Many reasons contributed to Harmon getting sacked. Since its premiere in the fall of 2009, “Community” has struggled to attract the kind of viewers NBC expects for its Thursday night comedies. According to Nielsen, the last episode Harmon worked on was seen by almost 2.5 million viewers — a fraction of the 14 million viewers who tuned in to the fall finale of “The Voice.”
Harmon, 40, is also a self-described “autocrat” who feuded with his bosses at NBC and whose perfectionism reportedly held up production. “The show was not the result of cooperation,” he says. Then there was his public rift with star Chevy Chase, who also wound up parting ways with “Community” after Harmon was given the boot.
But the very things that made Harmon a liability were also what helped make “Community” great. He was the show’s nerve center: Each misfit character in the show’s core Greendale Community College study group reflected a part of his personality. And despite its actual ratings, “Community” drew critical acclaim for its high-minded conceptual episodes, rich character development and meta-minded humor.
More people watch the show than Nielsen measures — they just stream it on Hulu or illegally download episodes. “Community’s” biggest fans live on the Internet, which is why Harmon’s latest project lives there, too.

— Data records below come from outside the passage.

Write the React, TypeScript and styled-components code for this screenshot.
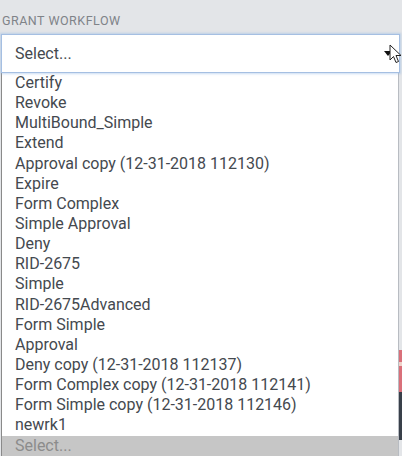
import React from "react";
import styled, { createGlobalStyle } from "styled-components";

const Global = createGlobalStyle`
  html, body { margin: 0; padding: 0; background: #e3e5e8; }
  body { font-family: Roboto, "Liberation Sans", Arial, sans-serif; overflow: hidden; }
`;

const Page = styled.div`
  width: 402px;
  height: 456px;
  position: relative;
  overflow: hidden;
  background: #e3e5e8;
`;

const BackdropStrip = styled.div`
  position: absolute;
  right: 0;
  top: 0;
  width: 3px;
  height: 456px;
  display: flex;
  flex-direction: column;
`;

const StripPart = styled.div<{ $h: number; $c: string }>`
  height: ${(p) => p.$h}px;
  background: ${(p) => p.$c};
`;

const Field = styled.div`
  padding: 14px 2px 0 1px;
  display: flex;
  flex-direction: column;
`;

const Label = styled.div`
  font-size: 12.5px;
  letter-spacing: 0.5px;
  color: #7f8388;
  line-height: 14px;
  padding-left: 1px;
  margin-bottom: 6px;
  text-transform: uppercase;
`;

const SelectBox = styled.div`
  height: 37px;
  border: 1px solid #a5bfe2;
  box-shadow: 0 0 2px 1px rgba(150, 185, 230, 0.5);
  background: #fff;
  display: flex;
  align-items: center;
  padding-left: 13px;
  padding-right: 7px;
  font-size: 16px;
  color: #44494f;
  position: relative;
`;

const SelectText = styled.span`
  flex: 1;
`;

const Arrow = styled.div`
  width: 0;
  height: 0;
  border-left: 4px solid transparent;
  border-right: 4px solid transparent;
  border-top: 5px solid #111;
`;

const Cursor = styled.svg`
  position: absolute;
  right: -4px;
  top: 9px;
`;

const List = styled.ul`
  list-style: none;
  margin: 0 1px 0 0;
  padding: 0;
  background: #fff;
  border-left: 1px solid #8a8a8a;
  border-right: 1px solid #b8bcc2;
`;

const Item = styled.li<{ $placeholder?: boolean }>`
  height: 20.15px;
  line-height: 20.15px;
  font-size: 16px;
  padding-left: 13px;
  color: ${(p) => (p.$placeholder ? "#8c8c8c" : "#44494f")};
  background: ${(p) => (p.$placeholder ? "#c6c6c6" : "#fff")};
  white-space: nowrap;
`;

const items = [
  "Certify",
  "Revoke",
  "MultiBound_Simple",
  "Extend",
  "Approval copy (12-31-2018 112130)",
  "Expire",
  "Form Complex",
  "Simple Approval",
  "Deny",
  "RID-2675",
  "Simple",
  "RID-2675Advanced",
  "Form Simple",
  "Approval",
  "Deny copy (12-31-2018 112137)",
  "Form Complex copy (12-31-2018 112141)",
  "Form Simple copy (12-31-2018 112146)",
  "newrk1",
];

export default function App() {
  return (
    <Page>
      <Global />
      <BackdropStrip>
        <StripPart $h={350} $c="#e3e5e8" />
        <StripPart $h={12} $c="#d9707a" />
        <StripPart $h={4} $c="#f0d0c8" />
        <StripPart $h={26} $c="#d9707a" />
        <StripPart $h={48} $c="#39404a" />
        <StripPart $h={16} $c="#e3e5e8" />
      </BackdropStrip>
      <Field>
        <Label>Grant Workflow</Label>
        <SelectBox>
          <SelectText>Select...</SelectText>
          <Arrow />
          <Cursor width="14" height="20" viewBox="0 0 14 20">
            <path
              d="M1 1 L1 16 L4.5 12.5 L7 18.5 L9.5 17.5 L7 11.5 L12 11.5 Z"
              fill="#fff"
              stroke="#222"
              strokeWidth="1"
              strokeLinejoin="round"
            />
          </Cursor>
        </SelectBox>
        <List>
          {items.map((t) => (
            <Item key={t}>{t}</Item>
          ))}
          <Item $placeholder>Select...</Item>
        </List>
      </Field>
    </Page>
  );
}
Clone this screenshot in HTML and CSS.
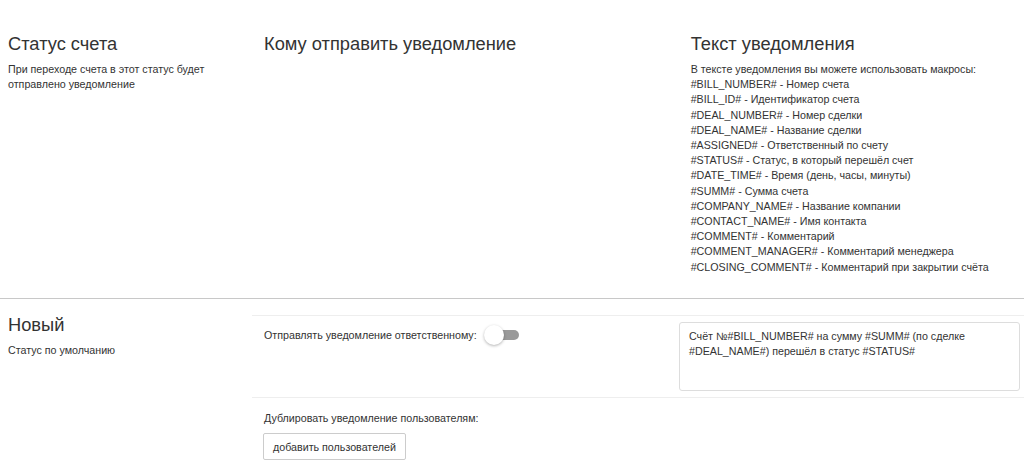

“Harmontown,” which began in 2011 as a monthly live show for an audience of 50-plus in the back of a comic-book shop in Los Angeles, is Harmon’s now-weekly podcast — a way for him to stay connected with his fans.
Most “Harmontown” episodes, which are recorded live, feature Harmon and co-host Jeff B. Davis pontificating on whatever they feel like. Episodes have included Harmon’s freestyle rapping, a discussion of the merits of the Liam Neeson movie “The Grey” and an ongoing, serialized Dungeons & Dragons quest.
This month, Harmon is bringing “Harmontown” to the people with a 19-date tour across the nation, including a stop in Arlington on Saturday. He’ll perform a show almost every night — something he’s never really done before. “I did terrible stand-up when I was much, much younger and I stopped doing it because I was bad at it,” he says.
Beyond a continuation of the D&D adventures, he doesn’t have any material planned, either.
“I would never be ready for the tour,” Harmon says. “I could spend the next 20 years sitting in a cave with a notebook and pencil and tap shoes and an overhead projector planning it and it would fall short of the possibility that exists if I figure it out each place I go.”
Davis; Harmon’s girlfriend, Erin McGathy; and a documentary camera crew (headed by “Beauty Is Embarrassing” director Neil Berkeley) are along for the ride. Each show will be released as podcasts as they travel so fans can follow along at home. (A documentary, probably focusing on the tour, will come soon after, Harmon says.)
There’s something bleakly funny about a guy who created a show that allegedly few people watched retreating to the back of a comic-book shop to preach to his followers and then taking the show on the road. Harmon has his own analogy:
“I’m like a low-rent Jesus who doesn’t want to do a Sermon on the Mount because it feels too pretentious. He’s still really into himself, so he’s walking down to meet the people and handing them the nails to crucify him with. But while they’re doing it, he’ll say some stuff.”
With “Community” behind him, Harmon is developing three new shows. The first is a back-to-basics multicamera sitcom in the spirit of “Taxi” for CBS. The second is a cinematic single-cam show on Fox that he says is “craving an Emmy a little bit more.” And then there’s his Adult Swim cartoon, “Rick and Morty,” right, which will premiere in 2014 and is “about a scientist who invented a diarrhea ray.” If all three become series, “I don’t have any excuse to try and bite the hand that feeds me,” he says. “So if I’m at CBS and they go, ‘I don’t like this diarrhea joke,’ I’ll go, ‘That’s perfect for my Adult Swim show.’ ”
Arlington Cinema & Drafthouse, 2903 Columbia Pike, Arlington; Sat., 10 p.m., sold out; 703-486-2345.